The bass patches are added to the alphabetic directory of profiles, although we’ve have preferred them in a designated section. You’ll do lot of menu trawling early on, although the library order can be easily manipulated. Assessing the sounds is almost pointless as you can add to the library from both your own raw material and website, but checking out shaping possibilities is well worth it.

Browsing through for bass sounds is not the most fun thing in the world to do but we settled on one called Black Bass Clean, ditching the reverb and chorus. The LED display panel is well laid out, with FX/shaping chain along the top, author’s name on the right and EQ along the bottom, below name of the chosen sound.

Black Bass is a thick tone with warm, valve fatness, a slightly soupy, dark-hued midrange and clean, even highs. Using the EQ parameters – Bass, Middle, Treble and Presence – with five clicks of cut or boost indicated onscreen, you can thin it out, uncovering a wonderfully even full-range sound, or boost for a room-shaking woolly overload.

Cutting Middle scoops the proceedings but boosting tightens everything up, adding contemporary crispness and attack. Treble and Presence spring clean the highs which sing without inducing fret noise, enlivening across the whole fretboard. With this patch, the EQ works so instinctively that cuts and boosts do exactly what you expect.

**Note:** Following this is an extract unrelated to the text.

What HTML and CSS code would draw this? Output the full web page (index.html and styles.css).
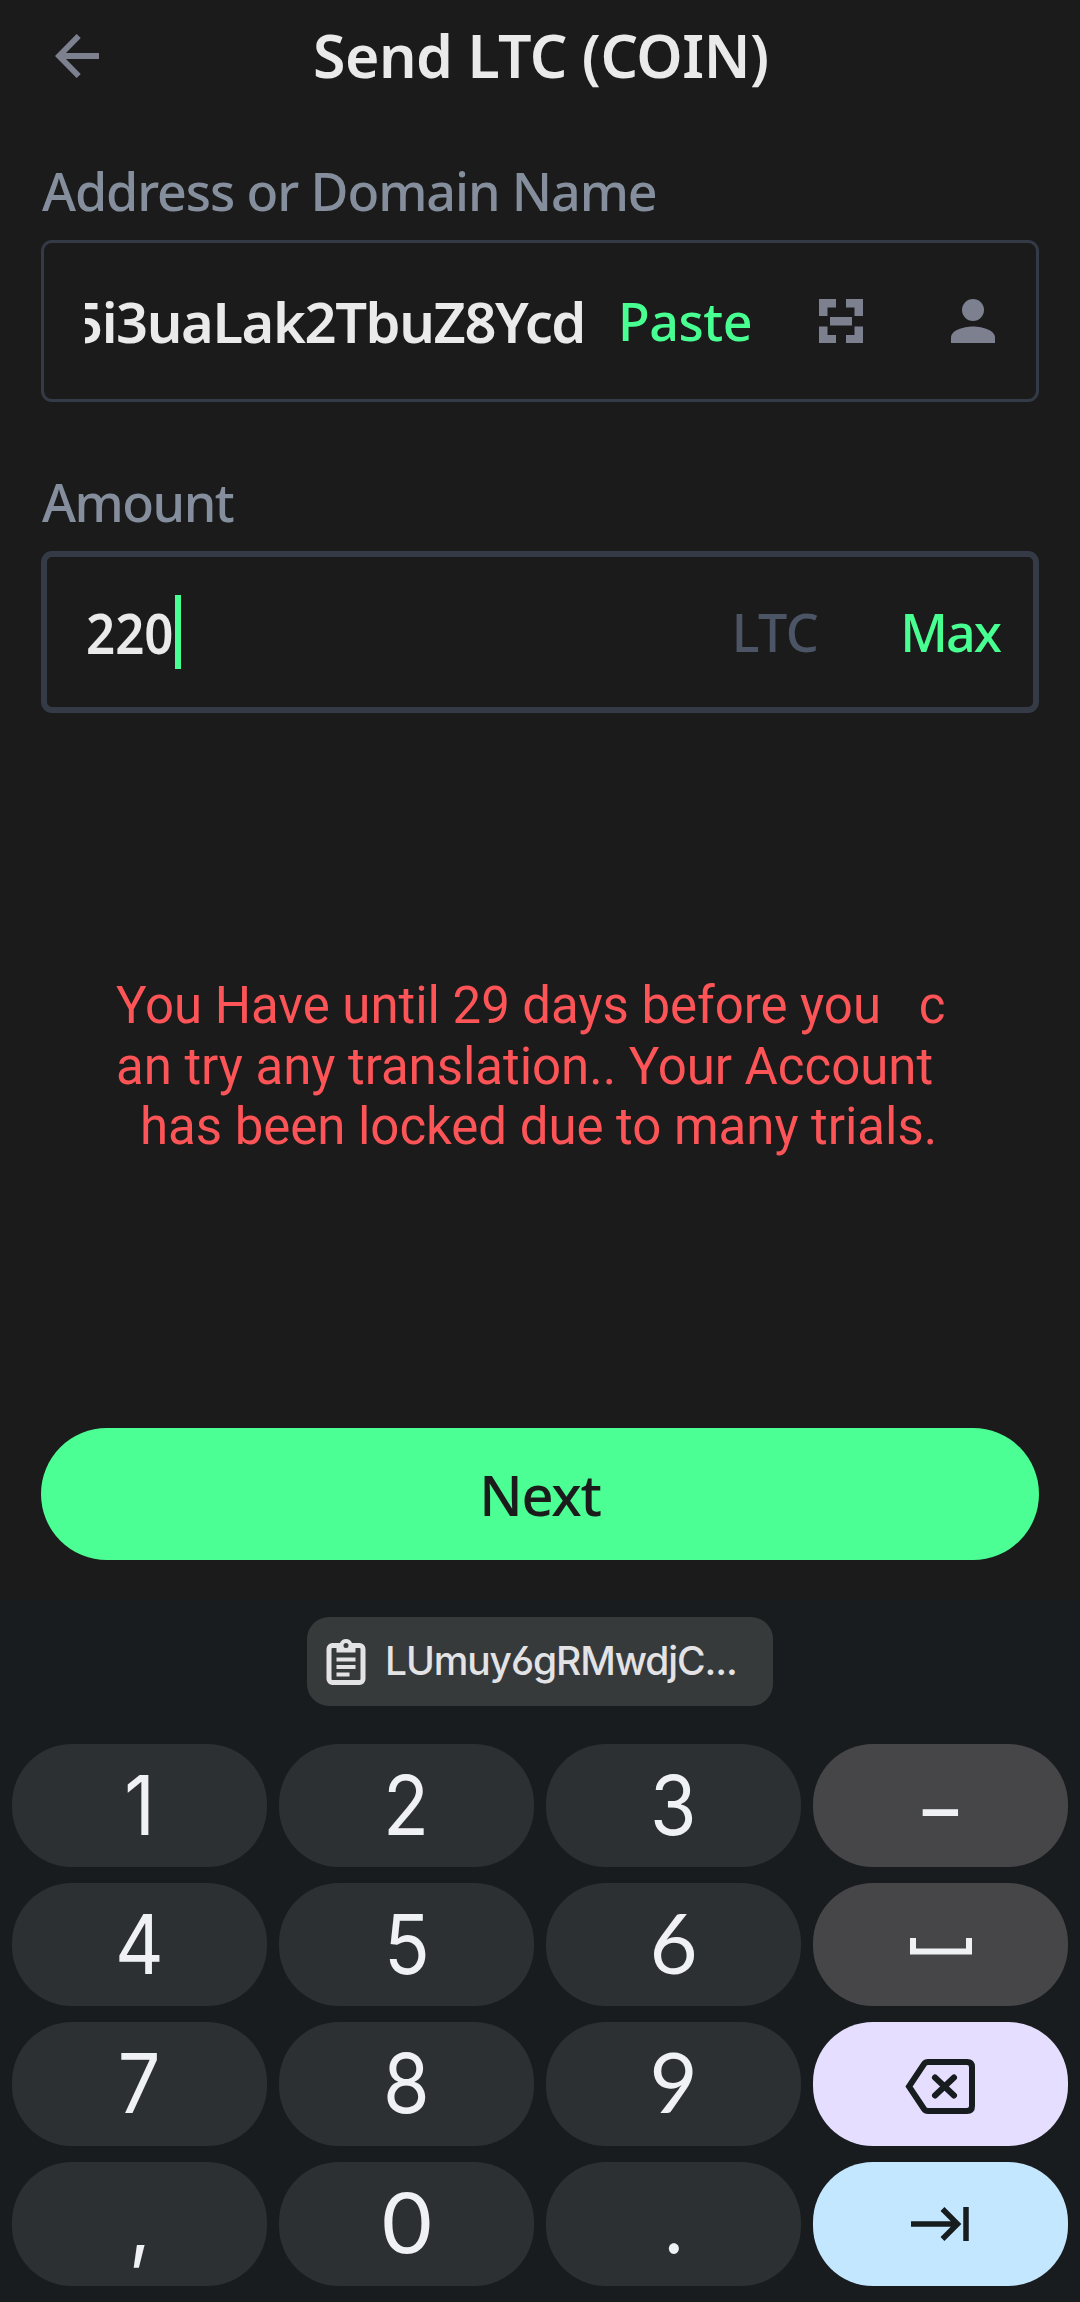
FILE: index.html
```html
<!DOCTYPE html>
<html lang="en">
<head>
<meta charset="utf-8">
<title>Send LTC</title>
<link rel="stylesheet" href="styles.css">
</head>
<body>
<main class="screen">
  <header class="header">
    <svg class="back" viewBox="0 0 44 44" width="44" height="44"><path d="M23.700 2 4 22 23.700 42M4 22H44" fill="none" stroke="#7d818f" stroke-width="5.800"/></svg>
    <h1 class="title">Send LTC (COIN)</h1>
  </header>

  <section class="form">
    <label class="label label-address">Address or Domain Name</label>
    <div class="field">
      <div class="address"><span>5i3uaLak2TbuZ8Ycd</span></div>
      <span class="action paste">Paste</span>
      <svg class="scan" viewBox="0 0 44 44" width="44" height="44" fill="#7d818f"><path d="M0 0H17V8.500H8.500V17H0ZM27 0H44V17H35.500V8.500H27ZM0 27.500H8.500V36H17V44H0ZM35.500 27.500H44V44H27V36H35.500ZM11 18H33V26.500H11Z"/></svg>
      <svg class="person" viewBox="0 0 44 44" width="44" height="44" fill="#7d818f"><circle cx="22" cy="11" r="11"/><path d="M0 44V38.500C0 31.500 12 27.500 22 27.500S44 31.500 44 38.500V44Z"/></svg>
    </div>
    <label class="label label-amount">Amount</label>
    <div class="field field-active">
      <span class="amount">220</span><i class="caret"></i>
      <span class="unit">LTC</span>
      <span class="action max">Max</span>
    </div>
  </section>

  <div class="message">
    <p class="m1">You Have until 29 days before you &nbsp; c</p>
    <p class="m2">an try any translation.. Your Account</p>
    <p class="m3">has been locked due to many trials.</p>
  </div>

  <button class="next"><span>Next</span></button>

  <section class="keyboard">
    <div class="chip">
      <svg viewBox="0 0 40 48" width="40" height="48"><rect x="3" y="7.500" width="34" height="37" rx="3.500" fill="none" stroke="#e3e3e6" stroke-width="5"/><path d="M10.500 5H14A6.500 6.500 0 0 1 26 5H29.500V14.500H10.500Z" fill="#e3e3e6"/><circle cx="20" cy="7.500" r="2.500" fill="#373a3b"/><path d="M10.500 21.500H29.500M10.500 29H29.500M10.500 36.500H23.500" stroke="#e3e3e6" stroke-width="4"/></svg>
      <span class="chip-text">LUmuy6gRMwdjC...</span>
    </div>
    <div class="keys">
      <span class="key"><b class="one">1</b></span><span class="key"><b>2</b></span><span class="key"><b>3</b></span>
      <span class="key fn"><b class="dash">–</b></span>
      <span class="key"><b>4</b></span><span class="key"><b>5</b></span><span class="key"><b class="open">6</b></span>
      <span class="key fn"><svg class="space" viewBox="0 0 62 17" width="62" height="17"><path d="M3 0V13.500H59V0" fill="none" stroke="#f0f1f4" stroke-width="6"/></svg></span>
      <span class="key"><b>7</b></span><span class="key"><b>8</b></span><span class="key"><b class="open">9</b></span>
      <span class="key del"><svg class="erase" viewBox="0 0 70 56" width="70" height="56"><path d="M23 3H62Q67 3 67 8V47Q67 52 62 52H23Q20.500 52 19 50L4 27.500 19 5Q20.500 3 23 3Z" fill="none" stroke="#171c1f" stroke-width="6"/><path d="M30 18.500 49 36.500M49 18.500 30 36.500" stroke="#171c1f" stroke-width="6" stroke-linecap="round"/></svg></span>
      <span class="key"><b class="comma">,</b></span><span class="key"><b class="zero">0</b></span><span class="key"><b class="period">.</b></span>
      <span class="key tab"><svg class="advance" viewBox="0 0 58 34" width="58" height="34"><path d="M0 17H46M31.500 2 46.500 17 31.500 32M55 0V34" fill="none" stroke="#171c1f" stroke-width="5.500"/></svg></span>
    </div>
  </section>
</main>
</body>
</html>
```
FILE: styles.css
```css
* { box-sizing: border-box; margin: 0; padding: 0; }
body { width: 1080px; background: #1b1b1b; font-family: "Noto Sans", sans-serif; }
svg { display: block; flex: none; }
.screen { display: flex; flex-direction: column; height: 2302px; overflow: hidden; }

.header { display: flex; align-items: center; height: 112px; padding: 0 55px; }
.title { margin: 0 0 2px 214px; font-size: 59px; font-weight: 650; line-height: 80px; letter-spacing: -0.5px; color: #eaeaea; white-space: nowrap; }

.form { display: flex; flex-direction: column; padding: 49px 41px 0; }
.label { height: 60px; margin-left: 1px; font-size: 52px; font-weight: 500; line-height: 60px; letter-spacing: -1.1px; color: #858e9c; white-space: nowrap; }
.label-amount { margin-top: 70px; letter-spacing: -1.5px; }
.field { display: flex; align-items: center; height: 162px; margin-top: 19px; padding: 0 41px; border: 3px solid #343b47; border-radius: 11px; }
.field-active { border-width: 6px; padding: 0 33px 0 39px; }
.address { display: flex; justify-content: flex-end; width: 500px; margin: 0 33px 1px 0; overflow: hidden; font-size: 56px; font-weight: 600; letter-spacing: -1.4px; color: #eaeaea; white-space: nowrap; }
.action { font-size: 52px; font-weight: 550; color: #48ff91; white-space: nowrap; }
.paste { width: 134px; margin: 0 67px 1px 0; letter-spacing: -0.5px; }
.scan { margin-right: 88px; }
.amount { width: 89px; margin-bottom: 1px; font-size: 56px; font-weight: 600; color: #eaeaea; transform: scaleX(.91); transform-origin: left; }
.caret { width: 6px; height: 74px; background: #48ff91; }
.unit { margin: 0 82px 1px auto; font-size: 52px; font-weight: 500; letter-spacing: -0.5px; color: #4c5565; }
.max { margin-bottom: 1px; letter-spacing: -2px; }

.message { height: 182px; margin: 263px 0 0 116px; font-family: Roboto, sans-serif; font-size: 51px; line-height: 60.5px; letter-spacing: -0.04px; color: #fd5458; white-space: nowrap; }
.m3 { margin-left: 24px; }

.next { height: 132px; margin: 270px 41px 0; padding-bottom: 1px; border: 0; border-radius: 66px; background: #4bff94; font: 500 56px/76px "Noto Sans", sans-serif; letter-spacing: -1.2px; color: #1b1b1b; }

.keyboard { display: flex; flex-direction: column; align-items: center; height: 702px; margin-top: 40px; padding-top: 17px; background: #181c1f; }
.chip { display: flex; align-items: center; width: 466px; height: 89px; padding-left: 19px; border-radius: 22px; background: #373a3b; }
.chip-text { margin: 0 0 2px 19px; font-family: Inter, sans-serif; font-size: 39px; font-weight: 450; letter-spacing: -1.1px; color: #e3e3e6; white-space: nowrap; font-feature-settings: "ss01"; }
.keys { display: grid; grid-template-columns: repeat(4, 255px); grid-template-rows: 123px 123px 124px 124px; gap: 16px 12px; margin-top: 38px; }
.key { display: flex; align-items: center; justify-content: center; border-radius: 60px; background: #2d3033; font-family: Inter, sans-serif; font-size: 82px; line-height: 100px; color: #f0f1f4; }
.key b { font-weight: 400; transform: scaleX(.92); }
.key .open { margin-bottom: 6px; font-family: Lato, sans-serif; font-size: 83px; transform: none; }
.key .zero { transform: scaleX(1.07); }
.key .dash { margin-top: 6px; transform: scaleX(.86); }
.space { margin-top: 3px; }
.erase { margin: 5px 2px 0 0; }
.advance { margin-right: 1px; }
.fn { background: #464648; }
.del { background: #e5deff; }
.tab { background: #c3e7ff; }
```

To say we’ve scratched the surface here is the understatement of the century. This is a really important piece of kit for guitarists and bassists, with zillions of uses and endless potential. If you’re a sonically inquisitive guitarist or bassist, or write and record for a living, this may be one of the most important purchases you’ll ever make, especially if you learn to make your own profiles effectively. It’s complex, but if you try one, you will certainly have a massive re-think.